:: SOURCE DATA

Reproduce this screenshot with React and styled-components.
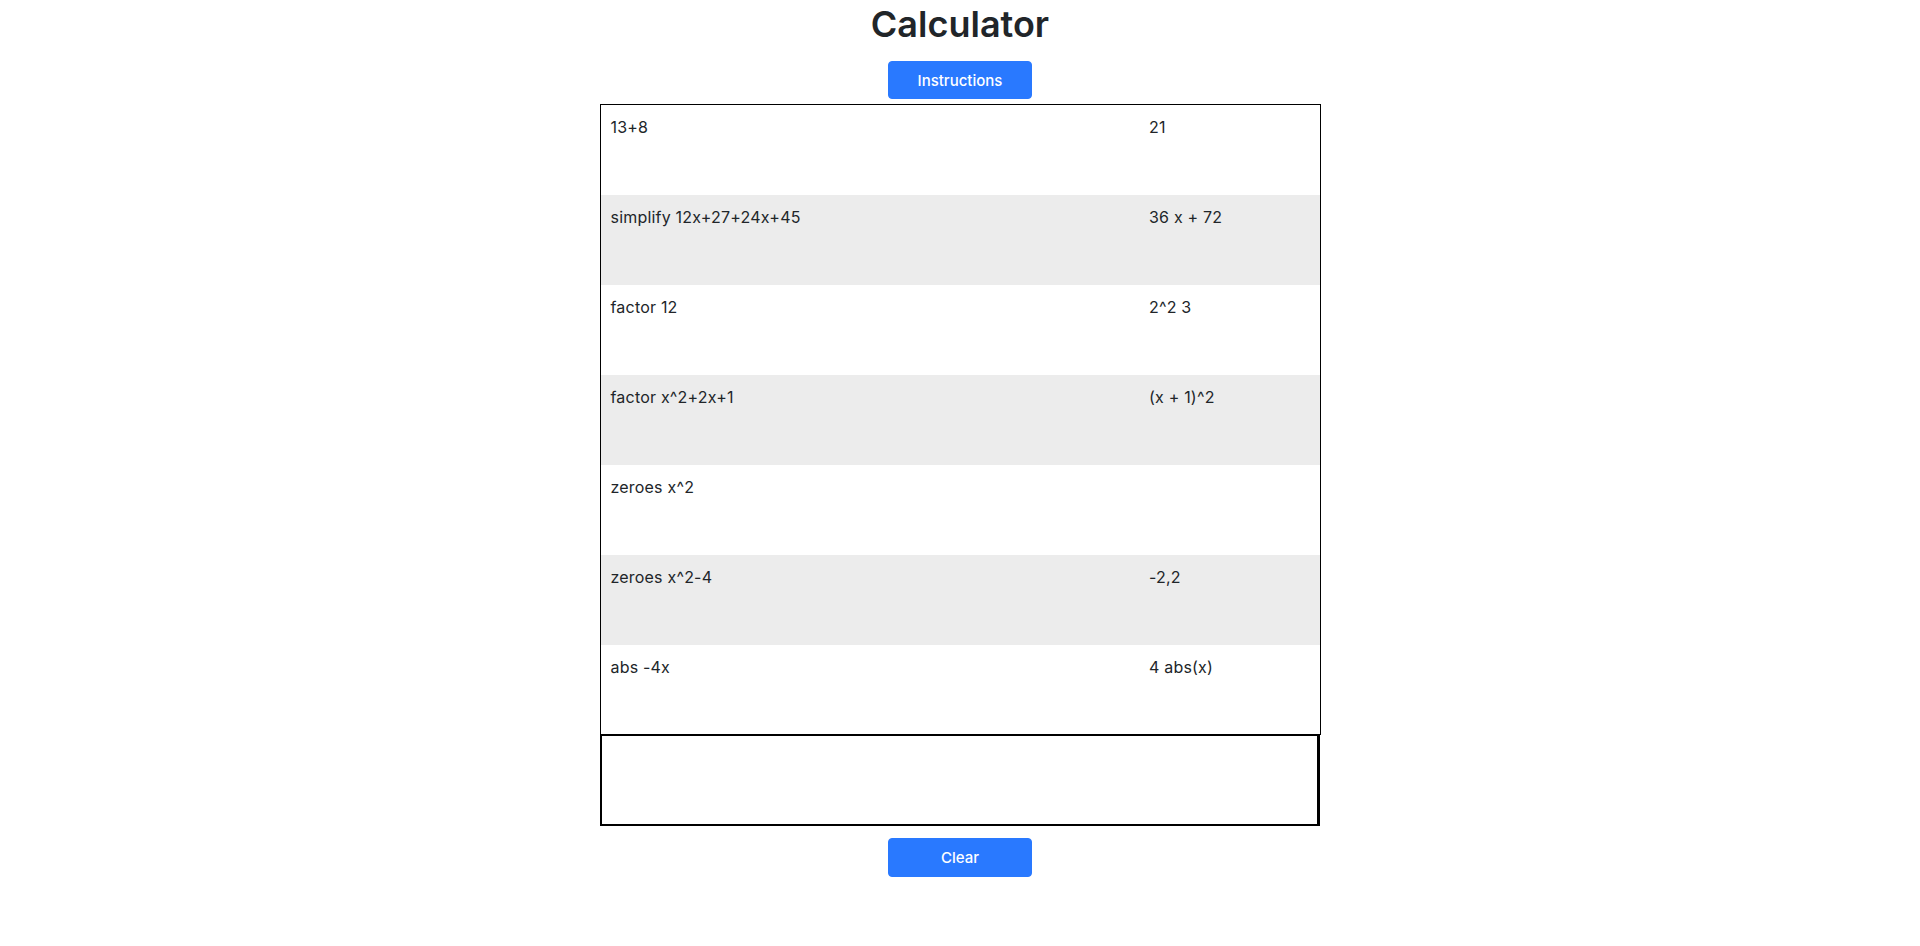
import styled, { createGlobalStyle } from "styled-components";

const GlobalStyle = createGlobalStyle`
  body {
    margin: 0;
    background: #ffffff;
    font-family: Inter, "Liberation Sans", Arial, sans-serif;
    color: #212529;
  }
`;

const Page = styled.div`
  display: flex;
  flex-direction: column;
  align-items: center;
  padding-top: 3px;
`;

const Title = styled.h1`
  margin: 0;
  font-size: 36px;
  font-weight: 600;
  line-height: 1.2;
  letter-spacing: 0;
  color: #212529;
`;

const Button = styled.button`
  width: 144px;
  height: ${(p) => p.$height || 38}px;
  margin-top: ${(p) => p.$top || 0}px;
  border: 1px solid #2979ff;
  border-radius: 4px;
  background: #2979ff;
  color: #ffffff;
  font-family: Inter, "Liberation Sans", Arial, sans-serif;
  font-size: 15px;
  font-weight: 500;
  cursor: pointer;
`;

const Table = styled.table`
  width: 720px;
  margin-top: 5px;
  border: 1px solid #000;
  border-collapse: collapse;
  table-layout: fixed;
`;

const Col = styled.col`
  width: ${(p) => p.$width};
`;

const Row = styled.tr`
  height: 90px;
  background: ${(p) => (p.$striped ? "#ececec" : "#ffffff")};
`;

const Cell = styled.td`
  padding: 12px 10px;
  vertical-align: top;
  font-size: 16px;
  line-height: 1.3;
  letter-spacing: 0.2px;
  color: #212529;
`;

const Entry = styled.textarea`
  box-sizing: border-box;
  display: block;
  width: 720px;
  height: 91px;
  margin: 0;
  border-style: solid;
  border-color: #000;
  border-width: 1px 3px 2px 2px;
  resize: none;
  outline: none;
  font-family: Inter, "Liberation Sans", Arial, sans-serif;
  font-size: 16px;
`;

const history = [
  ["13+8", "21"],
  ["simplify 12x+27+24x+45", "36 x + 72"],
  ["factor 12", "2^2 3"],
  ["factor x^2+2x+1", "(x + 1)^2"],
  ["zeroes x^2", ""],
  ["zeroes x^2-4", "-2,2"],
  ["abs -4x", "4 abs(x)"],
];

export default function App() {
  return (
    <>
      <GlobalStyle />
      <Page>
        <Title>Calculator</Title>
        <Button $top={15}>Instructions</Button>
        <Table>
          <colgroup>
            <Col $width="539px" />
            <Col $width="181px" />
          </colgroup>
          <tbody>
            {history.map(([input, output], i) => (
              <Row key={i} $striped={i % 2 === 1}>
                <Cell>{input}</Cell>
                <Cell>{output}</Cell>
              </Row>
            ))}
          </tbody>
        </Table>
        <Entry />
        <Button $top={12} $height={39}>Clear</Button>
      </Page>
    </>
  );
}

::::

- _TASK OBJECTIVE_
Each line above is to be copied verbatim. Drop any image from the copy.

- _PROBLEM SOLUTION_
Reproduce this screenshot with React and styled-components.
import styled, { createGlobalStyle } from "styled-components";

const GlobalStyle = createGlobalStyle`
  body {
    margin: 0;
    background: #ffffff;
    font-family: Inter, "Liberation Sans", Arial, sans-serif;
    color: #212529;
  }
`;

const Page = styled.div`
  display: flex;
  flex-direction: column;
  align-items: center;
  padding-top: 3px;
`;

const Title = styled.h1`
  margin: 0;
  font-size: 36px;
  font-weight: 600;
  line-height: 1.2;
  letter-spacing: 0;
  color: #212529;
`;

const Button = styled.button`
  width: 144px;
  height: ${(p) => p.$height || 38}px;
  margin-top: ${(p) => p.$top || 0}px;
  border: 1px solid #2979ff;
  border-radius: 4px;
  background: #2979ff;
  color: #ffffff;
  font-family: Inter, "Liberation Sans", Arial, sans-serif;
  font-size: 15px;
  font-weight: 500;
  cursor: pointer;
`;

const Table = styled.table`
  width: 720px;
  margin-top: 5px;
  border: 1px solid #000;
  border-collapse: collapse;
  table-layout: fixed;
`;

const Col = styled.col`
  width: ${(p) => p.$width};
`;

const Row = styled.tr`
  height: 90px;
  background: ${(p) => (p.$striped ? "#ececec" : "#ffffff")};
`;

const Cell = styled.td`
  padding: 12px 10px;
  vertical-align: top;
  font-size: 16px;
  line-height: 1.3;
  letter-spacing: 0.2px;
  color: #212529;
`;

const Entry = styled.textarea`
  box-sizing: border-box;
  display: block;
  width: 720px;
  height: 91px;
  margin: 0;
  border-style: solid;
  border-color: #000;
  border-width: 1px 3px 2px 2px;
  resize: none;
  outline: none;
  font-family: Inter, "Liberation Sans", Arial, sans-serif;
  font-size: 16px;
`;

const history = [
  ["13+8", "21"],
  ["simplify 12x+27+24x+45", "36 x + 72"],
  ["factor 12", "2^2 3"],
  ["factor x^2+2x+1", "(x + 1)^2"],
  ["zeroes x^2", ""],
  ["zeroes x^2-4", "-2,2"],
  ["abs -4x", "4 abs(x)"],
];

export default function App() {
  return (
    <>
      <GlobalStyle />
      <Page>
        <Title>Calculator</Title>
        <Button $top={15}>Instructions</Button>
        <Table>
          <colgroup>
            <Col $width="539px" />
            <Col $width="181px" />
          </colgroup>
          <tbody>
            {history.map(([input, output], i) => (
              <Row key={i} $striped={i % 2 === 1}>
                <Cell>{input}</Cell>
                <Cell>{output}</Cell>
              </Row>
            ))}
          </tbody>
        </Table>
        <Entry />
        <Button $top={12} $height={39}>Clear</Button>
      </Page>
    </>
  );
}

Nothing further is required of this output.